Why I want to be a security archineer.

Where I came from, where I am, and where am I going.

I started working in IT roughly 20 years ago. I was a student worker in the IT department of a local community college. While I had started my college career as a mechanical engineering major, I changed my major after speaking to one of the Computer Science professors. (I just so happen to have been assigned the Tech building for my work as a student worker).

Student workers were assigned very repetitive, somewhat menial work. To say the work we performed could have been done via a Shell script is no exaggeration. As the months went on I discovered I had aptitude for this type of work. What started as a problem/solution focused career of mechanical engineering type work changed to IT/Computer/Network problem solving.

I continued down this career path as desktop support at a handful of places of higher education. I watched my more senior coworkers in IT and the work they performed and I decided I wanted to go into the sysadmin networking field. I made that my goal.

I worked on my bachelor's degree (having completed my Associates at the previously mentioned community college) in Computer Science for a few years off and on while working. A life changing event while I was working in Atlanta had me move back home and transfer to the local university. I discovered they had a concentration in information security, and that became my choice. Though I had a hard time breaking into the information security field, when I finally did, I discovered yet again, I had a knack for it. It took me a bit over 3.5 years to finally become FTE in the information security field, and that was as a Cyber Security Engineer.

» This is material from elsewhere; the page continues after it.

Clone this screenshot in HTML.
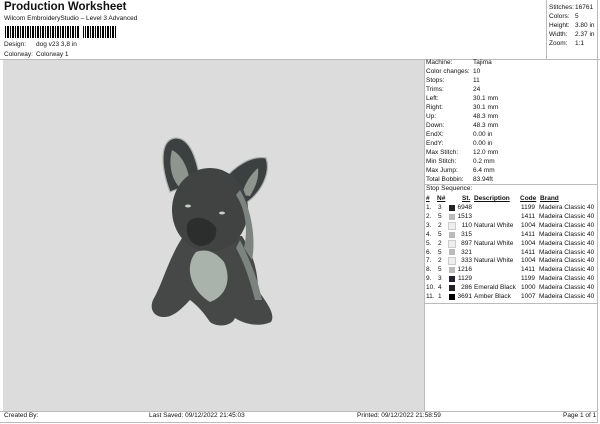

I have been a security engineer for over 2.5 years now. I enjoy the work, and have found a 'talent' for this type of work. I also realize that I have a lot to learn. This (as is any specialty within IT) requires constant learning and constant skill growth.

When asked by those much younger of what kind of job/career/work they should pursue, I tell them my hypothesis: “You can do what you love and you might learn to hate it; you can do what you hate and try to learn to love it (if it pays well); or you can do what you do well and make a career out of it.”

I chose the latter.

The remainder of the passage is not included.